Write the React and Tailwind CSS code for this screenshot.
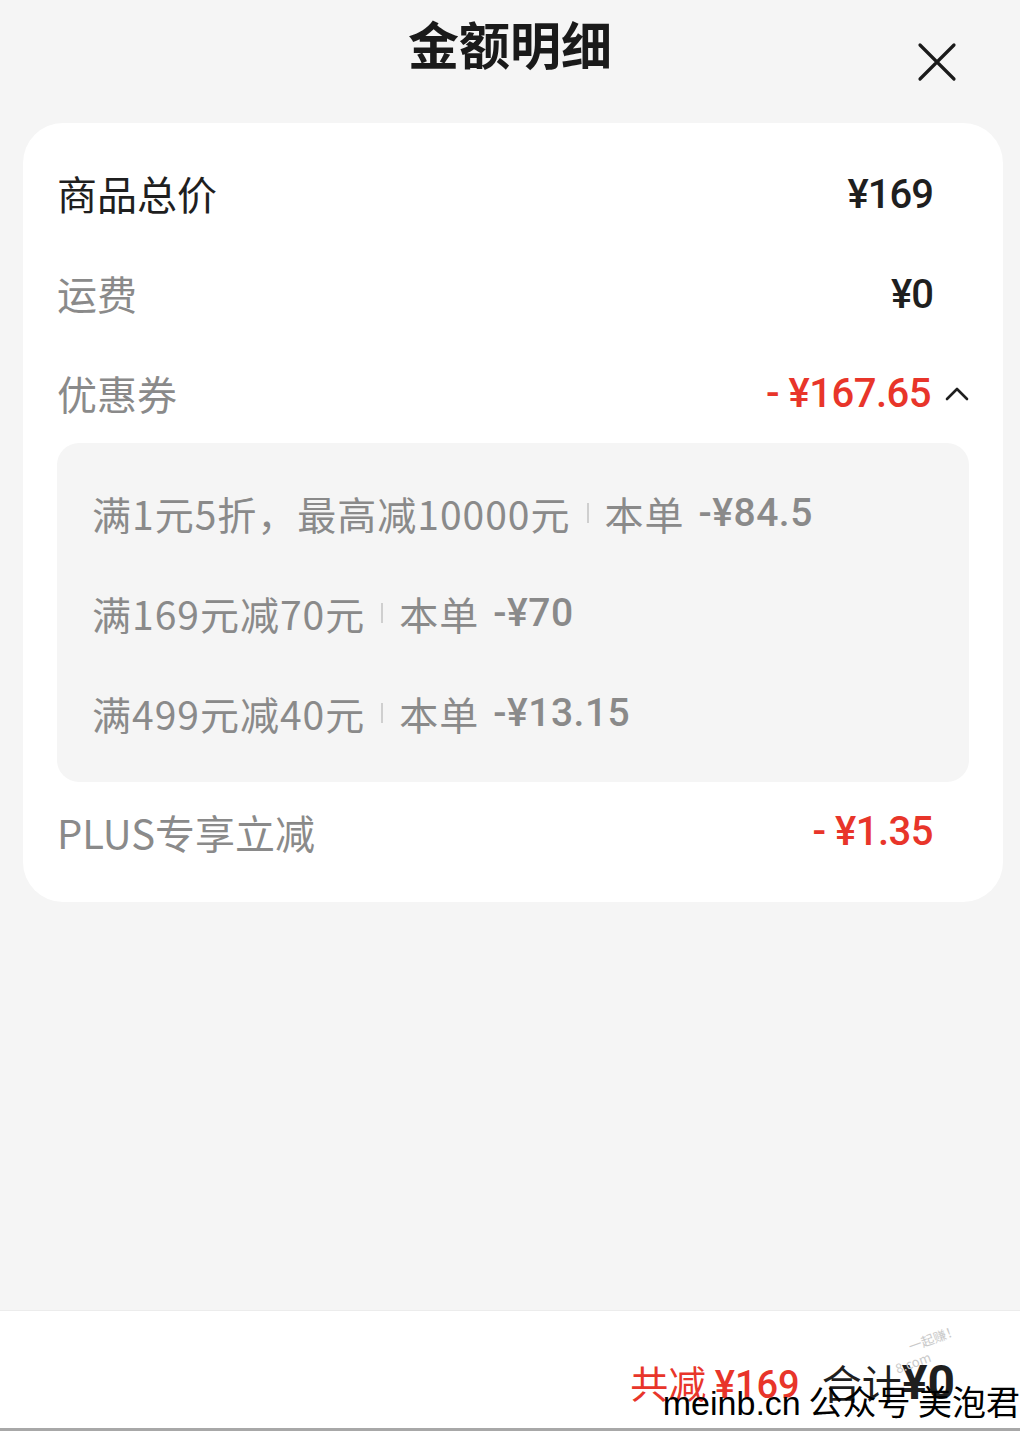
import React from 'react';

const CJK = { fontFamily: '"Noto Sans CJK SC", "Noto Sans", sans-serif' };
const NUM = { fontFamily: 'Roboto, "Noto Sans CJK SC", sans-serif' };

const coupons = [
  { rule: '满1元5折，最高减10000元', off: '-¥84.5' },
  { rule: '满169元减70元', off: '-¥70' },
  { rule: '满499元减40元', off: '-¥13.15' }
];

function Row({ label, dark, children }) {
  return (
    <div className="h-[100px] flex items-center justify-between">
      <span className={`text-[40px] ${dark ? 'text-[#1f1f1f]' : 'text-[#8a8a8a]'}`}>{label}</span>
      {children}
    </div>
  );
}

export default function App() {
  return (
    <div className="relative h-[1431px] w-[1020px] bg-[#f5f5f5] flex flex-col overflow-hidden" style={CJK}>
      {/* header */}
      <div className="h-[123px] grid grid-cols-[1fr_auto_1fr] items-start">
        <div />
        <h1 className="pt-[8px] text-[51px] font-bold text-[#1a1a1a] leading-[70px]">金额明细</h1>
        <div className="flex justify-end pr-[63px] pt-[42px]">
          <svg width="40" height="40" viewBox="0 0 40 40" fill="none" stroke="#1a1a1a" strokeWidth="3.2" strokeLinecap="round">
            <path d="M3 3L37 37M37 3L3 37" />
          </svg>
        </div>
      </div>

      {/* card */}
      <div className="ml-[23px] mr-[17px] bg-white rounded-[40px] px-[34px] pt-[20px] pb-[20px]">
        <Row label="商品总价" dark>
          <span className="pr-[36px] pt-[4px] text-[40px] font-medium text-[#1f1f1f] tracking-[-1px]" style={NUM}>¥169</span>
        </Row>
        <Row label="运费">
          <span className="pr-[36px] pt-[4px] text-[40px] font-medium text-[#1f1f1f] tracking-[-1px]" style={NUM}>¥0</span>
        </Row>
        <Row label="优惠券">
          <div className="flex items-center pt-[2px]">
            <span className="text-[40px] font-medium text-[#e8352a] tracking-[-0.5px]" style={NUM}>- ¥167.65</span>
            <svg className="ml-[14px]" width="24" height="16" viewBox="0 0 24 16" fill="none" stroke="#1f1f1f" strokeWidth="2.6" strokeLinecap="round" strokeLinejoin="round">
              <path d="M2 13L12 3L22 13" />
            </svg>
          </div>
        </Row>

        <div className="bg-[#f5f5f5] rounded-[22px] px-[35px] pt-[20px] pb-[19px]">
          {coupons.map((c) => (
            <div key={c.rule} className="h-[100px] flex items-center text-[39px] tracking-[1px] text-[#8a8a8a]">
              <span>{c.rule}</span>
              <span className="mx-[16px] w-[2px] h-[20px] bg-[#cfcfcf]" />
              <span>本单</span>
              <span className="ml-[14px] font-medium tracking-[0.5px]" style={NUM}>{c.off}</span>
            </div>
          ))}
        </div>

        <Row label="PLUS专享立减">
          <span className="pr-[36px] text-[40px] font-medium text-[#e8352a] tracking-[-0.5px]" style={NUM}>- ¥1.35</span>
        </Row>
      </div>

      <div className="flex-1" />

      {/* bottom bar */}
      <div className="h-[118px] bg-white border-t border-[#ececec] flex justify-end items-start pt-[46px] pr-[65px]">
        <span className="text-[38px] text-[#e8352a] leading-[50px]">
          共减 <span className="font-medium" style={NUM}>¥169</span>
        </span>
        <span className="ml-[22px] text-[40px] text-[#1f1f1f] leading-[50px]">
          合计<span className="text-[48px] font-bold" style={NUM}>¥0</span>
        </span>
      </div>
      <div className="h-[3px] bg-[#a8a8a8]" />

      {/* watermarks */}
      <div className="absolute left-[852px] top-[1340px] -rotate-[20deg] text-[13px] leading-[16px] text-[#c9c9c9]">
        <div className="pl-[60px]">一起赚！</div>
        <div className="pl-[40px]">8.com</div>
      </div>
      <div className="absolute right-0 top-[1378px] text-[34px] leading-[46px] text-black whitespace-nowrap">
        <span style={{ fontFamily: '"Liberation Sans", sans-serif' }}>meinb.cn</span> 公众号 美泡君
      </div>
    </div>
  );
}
━━━━━━━━
▸ What you have to do:
In the lines above, locate the string "React". Copy every line where it occurs.

▸ Worked answer:
Write the React and Tailwind CSS code for this screenshot.
import React from 'react';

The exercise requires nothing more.